The greatsword is a true two-handed sword that can trace it’s develpment to the end of the 15th Century, and is typically in excess of 5 feet (150 cm). Called Greatsword or two-handed sword by the English, claymore by the Scots, zweihander by the Germans, montante by the Spanish & Portuguese and spadone by the Italians, this weapon rightly developed a fearsome reputation on the battlefields of Europe during the 16th & 17th Centuries. As an infantry weapon it was used to break up pike formations, as the honour guard defending the Unit’s banner or as the preferred weapon of civilian bodyguards.
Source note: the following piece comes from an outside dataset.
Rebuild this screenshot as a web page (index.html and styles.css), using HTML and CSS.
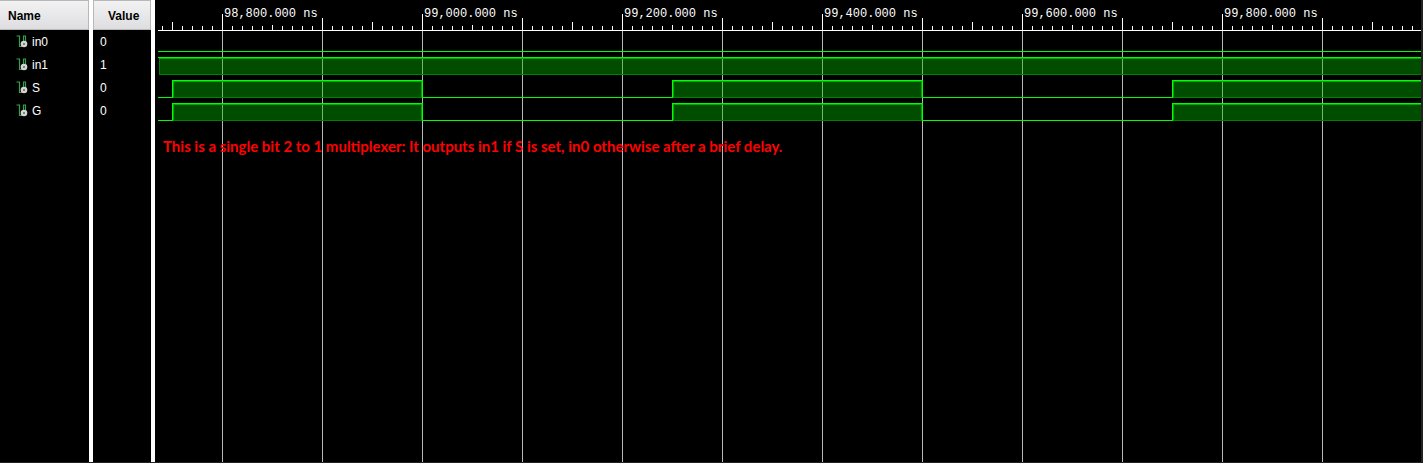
FILE: index.html
```html
<!DOCTYPE html>
<html lang="en">
<head>
<meta charset="utf-8">
<title>Waveform viewer</title>
<link rel="stylesheet" href="styles.css">
</head>
<body>
<svg class="defs" aria-hidden="true">
  <symbol id="signal" viewBox="0 0 12 13">
    <path d="M0.500 1H3.500V11.500H6M7.500 7V1H9.500V7" fill="none" stroke="#35a047" stroke-width="1.200"/>
    <circle cx="8" cy="9" r="3.300" fill="#d4d4d4"/>
    <circle cx="8" cy="9" r="1" fill="#666"/>
  </symbol>
</svg>
<main class="viewer">
  <section class="column names">
    <h2 class="heading">Name</h2>
    <ul class="list">
      <li class="signal"><svg class="icon"><use href="#signal"/></svg>in0</li>
      <li class="signal"><svg class="icon"><use href="#signal"/></svg>in1</li>
      <li class="signal"><svg class="icon"><use href="#signal"/></svg>S</li>
      <li class="signal"><svg class="icon"><use href="#signal"/></svg>G</li>
    </ul>
  </section>
  <section class="column values">
    <h2 class="heading">Value</h2>
    <ul class="list">
      <li class="signal">0</li>
      <li class="signal">1</li>
      <li class="signal">0</li>
      <li class="signal">0</li>
    </ul>
  </section>
  <section class="waves">
    <svg class="plot" role="img" aria-label="Signal waveforms">
      <defs>
        <pattern id="minor" x="4" y="26" width="10" height="5" patternUnits="userSpaceOnUse">
          <rect class="tick" width="1" height="5"/>
        </pattern>
        <pattern id="ruler" x="64" y="0" width="200" height="31" patternUnits="userSpaceOnUse">
          <rect class="tick" y="14" width="1" height="17"/>
          <rect class="tick" x="50" y="25" width="1" height="6"/>
          <rect class="tick" x="100" y="18" width="1" height="13"/>
          <rect class="tick" x="150" y="22" width="1" height="9"/>
          <rect class="tick" y="30" width="200" height="1"/>
        </pattern>
        <pattern id="grid" x="64" y="0" width="100" height="100" patternUnits="userSpaceOnUse">
          <rect class="gridline" width="1" height="100"/>
        </pattern>
      </defs>
      <rect y="26" width="100%" height="5" fill="url(#minor)"/>
      <rect width="100%" height="31" fill="url(#ruler)"/>
      <g class="times">
        <text x="66" y="17">98,800.000 ns</text>
        <text x="266" y="17">99,000.000 ns</text>
        <text x="466" y="17">99,200.000 ns</text>
        <text x="666" y="17">99,400.000 ns</text>
        <text x="866" y="17">99,600.000 ns</text>
        <text x="1066" y="17">99,800.000 ns</text>
      </g>
      <rect y="31" width="100%" height="100%" fill="url(#grid)"/>
      <g class="fill">
        <rect x="1" y="57" width="100%" height="18"/>
        <rect x="14" y="80" width="251" height="18"/>
        <rect x="514" y="80" width="251" height="18"/>
        <rect x="1014" y="80" width="100%" height="18"/>
        <rect x="14" y="103" width="251" height="18"/>
        <rect x="514" y="103" width="251" height="18"/>
        <rect x="1014" y="103" width="100%" height="18"/>
      </g>
      <path class="edge" d="M1.500 58V74.500H5000M15 97.500H264M514 97.500H764M1014 97.500H5000M15 120.500H264M514 120.500H764M1014 120.500H5000"/>
      <path class="glow" d="M1 58.500H5000M15.500 97V81.500H263.500V97M515.500 97V81.500H763.500V97M1015.500 97V81.500H5000M15.500 120V104.500H263.500V120M515.500 120V104.500H763.500V120M1015.500 120V104.500H5000"/>
      <path class="trace" d="M0 51.500H5000M0 57.500H5000M0 97.500H14.500V80.500H264.500V97.500H514.500V80.500H764.500V97.500H1014.500V80.500H5000M0 120.500H14.500V103.500H264.500V120.500H514.500V103.500H764.500V120.500H1014.500V103.500H5000"/>
      <text class="note" x="5" y="152">This is a single bit 2 to 1 multiplexer: It outputs in1 if S is set, in0 otherwise after a brief delay.</text>
    </svg>
  </section>
</main>
</body>
</html>
```
FILE: styles.css
```css
* { box-sizing: border-box; }
body {
  margin: 0;
  background: #000;
  color: #fff;
  font: 12px/23px "Liberation Sans", Arial, sans-serif;
}
.defs { position: absolute; width: 0; height: 0; }
.viewer {
  display: flex;
  min-height: 100vh;
  border-right: 2px solid #222;
  border-bottom: 1px solid #222;
}
.column { flex: none; border-right: 4px solid #fff; }
.names { width: 93px; }
.values { width: 62px; }
.heading {
  height: 30px;
  margin: 0;
  padding-left: 8px;
  border: solid #b8b8b8;
  border-width: 1px 1px 1px 0;
  background: linear-gradient(#f2f2f3, #dedee1);
  color: #000;
  font-size: 12px;
  line-height: 30px;
}
.values .heading { padding-left: 14px; border-left-width: 1px; }
.list { margin: 0; padding: 1px 0 0; list-style: none; }
.signal {
  display: flex;
  align-items: center;
  height: 23px;
  padding-left: 7px;
}
.names .signal { gap: 4px; padding-left: 16px; }
.icon { width: 12px; height: 13px; margin-bottom: 2px; }
.waves { flex: 1; display: flex; min-width: 0; padding-left: 3px; }
.plot { flex: 1; min-width: 0; height: auto; overflow: hidden; shape-rendering: crispEdges; }
.tick { fill: #fff; }
.gridline { fill: #b8b8b8; }
.fill { fill: #00c000; fill-opacity: 0.4; }
.edge { fill: none; stroke: #008000; }
.glow { fill: none; stroke: #00a800; }
.trace { fill: none; stroke: #0f0; }
.times { fill: #fff; font: 12px "Liberation Mono", monospace; }
.note { fill: #f00; font: bold 15px Lato, sans-serif; }
```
This was due to it’s excellent ability to confront multiple opponents, or as described by Giacomo di Grassi in his fencing manual “because one may with it (as a galleon, among many galleys) resist many swords, or other weapons.”

 

The use of the spadone is first described in 1536 by Achille Marozzo, one of the primary Bolognese Swordsmanship manuals. A more generic Italian system was first described in the MS Riccardiano (c, 1550) and followed by Camillo Agrippa in 1553, Giacomo di Grassi in 1570, Francesco Alfieri in 1653 and finally Guiseppe Colombani in 1711.

Our spadone work at Stoccata is based upon Francesco Alfieri’s Lo Spadone manual of 1653.